*Written exercise:* Retype each line of the material exactly, please, skipping any picture in it.

*Data:*
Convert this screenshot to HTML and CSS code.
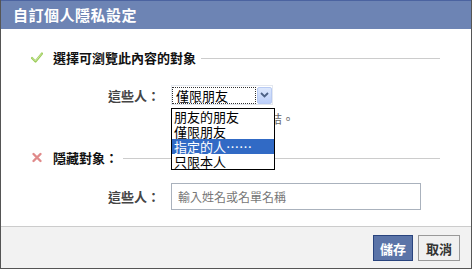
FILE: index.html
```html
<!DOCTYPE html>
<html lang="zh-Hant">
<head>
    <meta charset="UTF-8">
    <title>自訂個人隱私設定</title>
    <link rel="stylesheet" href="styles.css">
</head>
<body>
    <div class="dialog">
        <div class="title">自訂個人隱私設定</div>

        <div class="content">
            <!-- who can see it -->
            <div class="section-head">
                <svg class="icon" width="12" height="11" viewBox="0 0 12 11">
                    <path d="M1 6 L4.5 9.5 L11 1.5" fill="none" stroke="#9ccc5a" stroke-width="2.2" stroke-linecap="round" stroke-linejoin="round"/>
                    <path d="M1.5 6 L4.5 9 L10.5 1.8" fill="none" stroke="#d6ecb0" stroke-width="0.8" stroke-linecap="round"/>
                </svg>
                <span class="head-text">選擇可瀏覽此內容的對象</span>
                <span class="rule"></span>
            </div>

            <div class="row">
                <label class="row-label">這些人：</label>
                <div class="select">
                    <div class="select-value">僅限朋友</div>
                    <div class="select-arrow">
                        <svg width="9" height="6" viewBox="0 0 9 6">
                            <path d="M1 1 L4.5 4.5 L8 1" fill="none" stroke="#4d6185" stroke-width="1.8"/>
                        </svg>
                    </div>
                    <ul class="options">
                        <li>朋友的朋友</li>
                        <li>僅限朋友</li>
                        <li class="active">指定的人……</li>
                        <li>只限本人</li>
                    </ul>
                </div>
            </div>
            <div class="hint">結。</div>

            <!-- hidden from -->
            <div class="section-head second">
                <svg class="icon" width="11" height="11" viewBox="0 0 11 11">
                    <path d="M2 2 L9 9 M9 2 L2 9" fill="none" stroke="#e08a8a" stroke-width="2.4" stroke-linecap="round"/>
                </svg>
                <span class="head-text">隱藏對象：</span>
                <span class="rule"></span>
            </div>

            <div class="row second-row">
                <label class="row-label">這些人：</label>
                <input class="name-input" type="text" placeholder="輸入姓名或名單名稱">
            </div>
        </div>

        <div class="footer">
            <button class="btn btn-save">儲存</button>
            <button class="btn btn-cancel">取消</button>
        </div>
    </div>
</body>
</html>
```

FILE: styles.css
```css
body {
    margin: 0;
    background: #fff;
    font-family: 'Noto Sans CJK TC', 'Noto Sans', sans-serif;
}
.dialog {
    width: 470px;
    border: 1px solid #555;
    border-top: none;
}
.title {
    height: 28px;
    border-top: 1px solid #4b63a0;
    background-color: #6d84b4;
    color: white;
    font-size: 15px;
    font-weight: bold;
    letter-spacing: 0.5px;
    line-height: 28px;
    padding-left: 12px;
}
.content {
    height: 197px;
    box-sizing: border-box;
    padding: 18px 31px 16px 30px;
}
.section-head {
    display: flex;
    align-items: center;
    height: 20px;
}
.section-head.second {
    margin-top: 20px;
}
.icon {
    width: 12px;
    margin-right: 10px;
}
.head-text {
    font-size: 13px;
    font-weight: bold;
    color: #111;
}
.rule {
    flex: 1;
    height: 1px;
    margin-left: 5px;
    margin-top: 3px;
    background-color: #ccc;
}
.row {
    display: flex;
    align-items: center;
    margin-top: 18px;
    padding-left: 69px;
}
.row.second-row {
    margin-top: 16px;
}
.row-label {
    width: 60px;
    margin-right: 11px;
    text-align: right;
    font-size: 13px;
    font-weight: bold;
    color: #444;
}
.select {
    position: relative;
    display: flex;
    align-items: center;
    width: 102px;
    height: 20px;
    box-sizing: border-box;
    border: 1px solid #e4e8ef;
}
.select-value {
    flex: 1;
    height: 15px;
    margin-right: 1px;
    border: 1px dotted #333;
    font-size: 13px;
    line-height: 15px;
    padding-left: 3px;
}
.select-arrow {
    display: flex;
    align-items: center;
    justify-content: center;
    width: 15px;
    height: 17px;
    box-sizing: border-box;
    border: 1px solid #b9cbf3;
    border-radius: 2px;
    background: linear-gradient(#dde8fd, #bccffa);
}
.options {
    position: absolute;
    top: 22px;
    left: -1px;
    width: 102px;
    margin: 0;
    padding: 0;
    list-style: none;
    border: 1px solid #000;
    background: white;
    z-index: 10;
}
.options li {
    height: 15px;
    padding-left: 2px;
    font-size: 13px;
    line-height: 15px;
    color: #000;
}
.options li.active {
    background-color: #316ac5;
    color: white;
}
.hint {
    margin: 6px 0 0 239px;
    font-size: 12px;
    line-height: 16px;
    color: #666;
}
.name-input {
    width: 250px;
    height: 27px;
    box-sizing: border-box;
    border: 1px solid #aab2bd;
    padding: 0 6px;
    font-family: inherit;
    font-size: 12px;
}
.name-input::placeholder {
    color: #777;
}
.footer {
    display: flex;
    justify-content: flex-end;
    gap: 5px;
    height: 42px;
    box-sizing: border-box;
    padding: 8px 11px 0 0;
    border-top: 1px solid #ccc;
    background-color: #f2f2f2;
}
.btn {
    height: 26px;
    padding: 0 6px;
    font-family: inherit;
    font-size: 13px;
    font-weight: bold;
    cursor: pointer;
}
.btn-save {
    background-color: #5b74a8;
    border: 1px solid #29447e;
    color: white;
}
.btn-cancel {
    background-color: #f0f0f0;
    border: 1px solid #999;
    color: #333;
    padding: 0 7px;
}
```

*Reply:*
Convert this screenshot to HTML and CSS code.
FILE: index.html
```html
<!DOCTYPE html>
<html lang="zh-Hant">
<head>
    <meta charset="UTF-8">
    <title>自訂個人隱私設定</title>
    <link rel="stylesheet" href="styles.css">
</head>
<body>
    <div class="dialog">
        <div class="title">自訂個人隱私設定</div>

        <div class="content">
            <!-- who can see it -->
            <div class="section-head">
                <svg class="icon" width="12" height="11" viewBox="0 0 12 11">
                    <path d="M1 6 L4.5 9.5 L11 1.5" fill="none" stroke="#9ccc5a" stroke-width="2.2" stroke-linecap="round" stroke-linejoin="round"/>
                    <path d="M1.5 6 L4.5 9 L10.5 1.8" fill="none" stroke="#d6ecb0" stroke-width="0.8" stroke-linecap="round"/>
                </svg>
                <span class="head-text">選擇可瀏覽此內容的對象</span>
                <span class="rule"></span>
            </div>

            <div class="row">
                <label class="row-label">這些人：</label>
                <div class="select">
                    <div class="select-value">僅限朋友</div>
                    <div class="select-arrow">
                        <svg width="9" height="6" viewBox="0 0 9 6">
                            <path d="M1 1 L4.5 4.5 L8 1" fill="none" stroke="#4d6185" stroke-width="1.8"/>
                        </svg>
                    </div>
                    <ul class="options">
                        <li>朋友的朋友</li>
                        <li>僅限朋友</li>
                        <li class="active">指定的人……</li>
                        <li>只限本人</li>
                    </ul>
                </div>
            </div>
            <div class="hint">結。</div>

            <!-- hidden from -->
            <div class="section-head second">
                <svg class="icon" width="11" height="11" viewBox="0 0 11 11">
                    <path d="M2 2 L9 9 M9 2 L2 9" fill="none" stroke="#e08a8a" stroke-width="2.4" stroke-linecap="round"/>
                </svg>
                <span class="head-text">隱藏對象：</span>
                <span class="rule"></span>
            </div>

            <div class="row second-row">
                <label class="row-label">這些人：</label>
                <input class="name-input" type="text" placeholder="輸入姓名或名單名稱">
            </div>
        </div>

        <div class="footer">
            <button class="btn btn-save">儲存</button>
            <button class="btn btn-cancel">取消</button>
        </div>
    </div>
</body>
</html>
```

FILE: styles.css
```css
body {
    margin: 0;
    background: #fff;
    font-family: 'Noto Sans CJK TC', 'Noto Sans', sans-serif;
}
.dialog {
    width: 470px;
    border: 1px solid #555;
    border-top: none;
}
.title {
    height: 28px;
    border-top: 1px solid #4b63a0;
    background-color: #6d84b4;
    color: white;
    font-size: 15px;
    font-weight: bold;
    letter-spacing: 0.5px;
    line-height: 28px;
    padding-left: 12px;
}
.content {
    height: 197px;
    box-sizing: border-box;
    padding: 18px 31px 16px 30px;
}
.section-head {
    display: flex;
    align-items: center;
    height: 20px;
}
.section-head.second {
    margin-top: 20px;
}
.icon {
    width: 12px;
    margin-right: 10px;
}
.head-text {
    font-size: 13px;
    font-weight: bold;
    color: #111;
}
.rule {
    flex: 1;
    height: 1px;
    margin-left: 5px;
    margin-top: 3px;
    background-color: #ccc;
}
.row {
    display: flex;
    align-items: center;
    margin-top: 18px;
    padding-left: 69px;
}
.row.second-row {
    margin-top: 16px;
}
.row-label {
    width: 60px;
    margin-right: 11px;
    text-align: right;
    font-size: 13px;
    font-weight: bold;
    color: #444;
}
.select {
    position: relative;
    display: flex;
    align-items: center;
    width: 102px;
    height: 20px;
    box-sizing: border-box;
    border: 1px solid #e4e8ef;
}
.select-value {
    flex: 1;
    height: 15px;
    margin-right: 1px;
    border: 1px dotted #333;
    font-size: 13px;
    line-height: 15px;
    padding-left: 3px;
}
.select-arrow {
    display: flex;
    align-items: center;
    justify-content: center;
    width: 15px;
    height: 17px;
    box-sizing: border-box;
    border: 1px solid #b9cbf3;
    border-radius: 2px;
    background: linear-gradient(#dde8fd, #bccffa);
}
.options {
    position: absolute;
    top: 22px;
    left: -1px;
    width: 102px;
    margin: 0;
    padding: 0;
    list-style: none;
    border: 1px solid #000;
    background: white;
    z-index: 10;
}
.options li {
    height: 15px;
    padding-left: 2px;
    font-size: 13px;
    line-height: 15px;
    color: #000;
}
.options li.active {
    background-color: #316ac5;
    color: white;
}
.hint {
    margin: 6px 0 0 239px;
    font-size: 12px;
    line-height: 16px;
    color: #666;
}
.name-input {
    width: 250px;
    height: 27px;
    box-sizing: border-box;
    border: 1px solid #aab2bd;
    padding: 0 6px;
    font-family: inherit;
    font-size: 12px;
}
.name-input::placeholder {
    color: #777;
}
.footer {
    display: flex;
    justify-content: flex-end;
    gap: 5px;
    height: 42px;
    box-sizing: border-box;
    padding: 8px 11px 0 0;
    border-top: 1px solid #ccc;
    background-color: #f2f2f2;
}
.btn {
    height: 26px;
    padding: 0 6px;
    font-family: inherit;
    font-size: 13px;
    font-weight: bold;
    cursor: pointer;
}
.btn-save {
    background-color: #5b74a8;
    border: 1px solid #29447e;
    color: white;
}
.btn-cancel {
    background-color: #f0f0f0;
    border: 1px solid #999;
    color: #333;
    padding: 0 7px;
}
```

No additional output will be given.